To do: Every line holding the string "styles" should be gathered.

Data lines:
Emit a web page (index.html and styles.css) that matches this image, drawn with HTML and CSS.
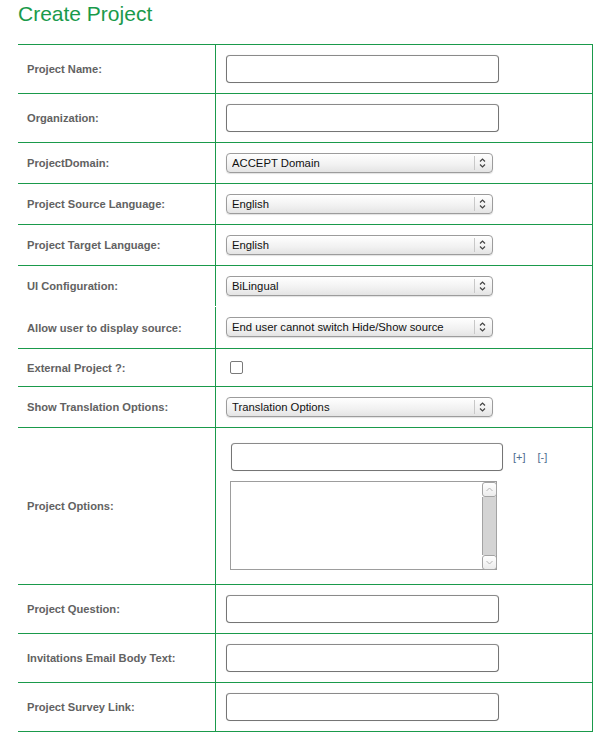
FILE: index.html
```html
<!DOCTYPE html>
<html>
<head>
<meta charset="utf-8">
<title>Create Project</title>
<link rel="stylesheet" href="styles.css">
</head>
<body>
<h1 class="title">Create Project</h1>
<div class="form">
  <div class="row row-text">
    <div class="label">Project Name:</div>
    <div class="field"><input class="text" type="text"></div>
  </div>
  <div class="row row-text">
    <div class="label">Organization:</div>
    <div class="field"><input class="text" type="text"></div>
  </div>
  <div class="row row-select">
    <div class="label">ProjectDomain:</div>
    <div class="field"><span class="select-wrap"><select class="select"><option>ACCEPT Domain</option></select><svg class="arrows" viewBox="0 0 19 20" width="19" height="20"><line x1="0.5" y1="3" x2="0.5" y2="17" stroke="#c8c8c8"/><polyline points="6,8.5 8.5,6 11,8.5" fill="none" stroke="#444" stroke-width="1.2"/><polyline points="6,11.5 8.5,14 11,11.5" fill="none" stroke="#444" stroke-width="1.2"/></svg></span></div>
  </div>
  <div class="row row-select">
    <div class="label">Project Source Language:</div>
    <div class="field"><span class="select-wrap"><select class="select"><option>English</option></select><svg class="arrows" viewBox="0 0 19 20" width="19" height="20"><line x1="0.5" y1="3" x2="0.5" y2="17" stroke="#c8c8c8"/><polyline points="6,8.5 8.5,6 11,8.5" fill="none" stroke="#444" stroke-width="1.2"/><polyline points="6,11.5 8.5,14 11,11.5" fill="none" stroke="#444" stroke-width="1.2"/></svg></span></div>
  </div>
  <div class="row row-select">
    <div class="label">Project Target Language:</div>
    <div class="field"><span class="select-wrap"><select class="select"><option>English</option></select><svg class="arrows" viewBox="0 0 19 20" width="19" height="20"><line x1="0.5" y1="3" x2="0.5" y2="17" stroke="#c8c8c8"/><polyline points="6,8.5 8.5,6 11,8.5" fill="none" stroke="#444" stroke-width="1.2"/><polyline points="6,11.5 8.5,14 11,11.5" fill="none" stroke="#444" stroke-width="1.2"/></svg></span></div>
  </div>
  <div class="row row-select row-open">
    <div class="label">UI Configuration:</div>
    <div class="field"><span class="select-wrap"><select class="select"><option>BiLingual</option></select><svg class="arrows" viewBox="0 0 19 20" width="19" height="20"><line x1="0.5" y1="3" x2="0.5" y2="17" stroke="#c8c8c8"/><polyline points="6,8.5 8.5,6 11,8.5" fill="none" stroke="#444" stroke-width="1.2"/><polyline points="6,11.5 8.5,14 11,11.5" fill="none" stroke="#444" stroke-width="1.2"/></svg></span></div>
  </div>
  <div class="row row-select row-tall">
    <div class="label">Allow user to display source:</div>
    <div class="field"><span class="select-wrap"><select class="select"><option>End user cannot switch Hide/Show source</option></select><svg class="arrows" viewBox="0 0 19 20" width="19" height="20"><line x1="0.5" y1="3" x2="0.5" y2="17" stroke="#c8c8c8"/><polyline points="6,8.5 8.5,6 11,8.5" fill="none" stroke="#444" stroke-width="1.2"/><polyline points="6,11.5 8.5,14 11,11.5" fill="none" stroke="#444" stroke-width="1.2"/></svg></span></div>
  </div>
  <div class="row row-check">
    <div class="label">External Project ?:</div>
    <div class="field"><input class="check" type="checkbox"></div>
  </div>
  <div class="row row-select">
    <div class="label">Show Translation Options:</div>
    <div class="field"><span class="select-wrap"><select class="select"><option>Translation Options</option></select><svg class="arrows" viewBox="0 0 19 20" width="19" height="20"><line x1="0.5" y1="3" x2="0.5" y2="17" stroke="#c8c8c8"/><polyline points="6,8.5 8.5,6 11,8.5" fill="none" stroke="#444" stroke-width="1.2"/><polyline points="6,11.5 8.5,14 11,11.5" fill="none" stroke="#444" stroke-width="1.2"/></svg></span></div>
  </div>
  <div class="row row-options">
    <div class="label">Project Options:</div>
    <div class="field options">
      <div class="opt-line">
        <input class="text opt-input" type="text">
        <a class="opt-link" href="#">[+]</a>
        <a class="opt-link" href="#">[-]</a>
      </div>
      <div class="area-wrap">
        <textarea class="area"></textarea>
        <div class="scrollbar">
          <div class="sb-btn"><svg viewBox="0 0 13 13" width="13" height="13"><polyline points="3.5,8 6.5,5 9.5,8" fill="none" stroke="#b5b5b5"/></svg></div>
          <div class="sb-track"></div>
          <div class="sb-btn"><svg viewBox="0 0 13 13" width="13" height="13"><polyline points="3.5,5 6.5,8 9.5,5" fill="none" stroke="#b5b5b5"/></svg></div>
        </div>
      </div>
    </div>
  </div>
  <div class="row row-text">
    <div class="label">Project Question:</div>
    <div class="field"><input class="text" type="text"></div>
  </div>
  <div class="row row-text">
    <div class="label">Invitations Email Body Text:</div>
    <div class="field"><input class="text" type="text"></div>
  </div>
  <div class="row row-text">
    <div class="label">Project Survey Link:</div>
    <div class="field"><input class="text" type="text"></div>
  </div>
</div>
</body>
</html>
```
FILE: styles.css
```css
* { box-sizing: border-box; }

html, body {
  margin: 0;
  padding: 0;
  background: #ffffff;
  font-family: "Liberation Sans", Arial, sans-serif;
}

body {
  padding: 2px 0 0 18px;
}

.title {
  margin: 0 0 18px 0;
  font-size: 21px;
  line-height: 24px;
  font-weight: normal;
  color: #1a9a4b;
}

.form {
  width: 575px;
  border-top: 1px solid #1a9a4b;
  border-right: 1px solid #1a9a4b;
}

.row {
  display: grid;
  grid-template-columns: 198px 1fr;
  border-bottom: 1px solid #1a9a4b;
}

.row-open {
  border-bottom-color: transparent;
}

.label {
  display: flex;
  align-items: center;
  padding-left: 9px;
  border-right: 1px solid #1a9a4b;
  font-size: 11.15px;
  font-weight: bold;
  color: #626262;
}

.field {
  display: flex;
  align-items: center;
  padding: 10px 10px;
}

.row-tall .field {
  padding-bottom: 11px;
}

.row-check .field {
  padding: 12px 10px;
}

.text {
  display: block;
  width: 273px;
  height: 28px;
  margin: 0;
  border: 1px solid #757575;
  border-top-color: #8a8a8a;
  border-radius: 4px;
  box-shadow: 0 0 1px 0 #cfcfcf;
  background: #fff;
  font-family: "Liberation Sans", Arial, sans-serif;
  font-size: 11px;
}

.select-wrap {
  position: relative;
  display: block;
  width: 267px;
  height: 20px;
}

.select {
  -webkit-appearance: none;
  appearance: none;
  display: block;
  width: 267px;
  height: 20px;
  margin: 0;
  padding: 0 22px 0 5px;
  border: 1px solid #9c9c9c;
  border-radius: 4px;
  background: linear-gradient(#ffffff, #f1f1f1 60%, #e4e4e4);
  box-shadow: 0 1px 1px rgba(0, 0, 0, 0.12);
  color: #111;
  font-family: "Liberation Sans", Arial, sans-serif;
  font-size: 11.3px;
  line-height: 18px;
}

.arrows {
  position: absolute;
  right: 0;
  top: 0;
  pointer-events: none;
}

.check {
  -webkit-appearance: none;
  appearance: none;
  display: block;
  width: 13px;
  height: 13px;
  margin: 0 0 0 4px;
  border: 1px solid #7a7a7a;
  border-radius: 2px;
  background: #fff;
}

.options {
  flex-direction: column;
  align-items: flex-start;
  padding: 15px 10px 14px 14px;
  gap: 10px;
}

.opt-line {
  display: flex;
  align-items: center;
}

.opt-input {
  width: 272px;
  margin-left: 1px;
}

.opt-link {
  margin-left: 10px;
  font-size: 11px;
  color: #4d6c8f;
  text-decoration: none;
}

.opt-link + .opt-link {
  margin-left: 12px;
}

.area-wrap {
  position: relative;
  width: 267px;
  height: 89px;
}

.area {
  display: block;
  width: 267px;
  height: 89px;
  margin: 0;
  border: 1px solid #9d9d9d;
  border-radius: 0;
  resize: none;
  overflow: hidden;
  background: #fff;
}

.scrollbar {
  position: absolute;
  top: 1px;
  right: 0;
  bottom: 0;
  width: 15px;
  display: flex;
  flex-direction: column;
}

.sb-btn {
  height: 15px;
  border: 1px solid #a3a3a3;
  border-radius: 3px;
  background: linear-gradient(#ffffff, #ececec);
  display: flex;
  align-items: center;
  justify-content: center;
}

.sb-track {
  flex: 1;
  background: #d4d4d4;
  border-left: 1px solid #a3a3a3;
  border-right: 1px solid #a3a3a3;
}
```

Response below:
Emit a web page (index.html and styles.css) that matches this image, drawn with HTML and CSS.
<link rel="stylesheet" href="styles.css">
FILE: styles.css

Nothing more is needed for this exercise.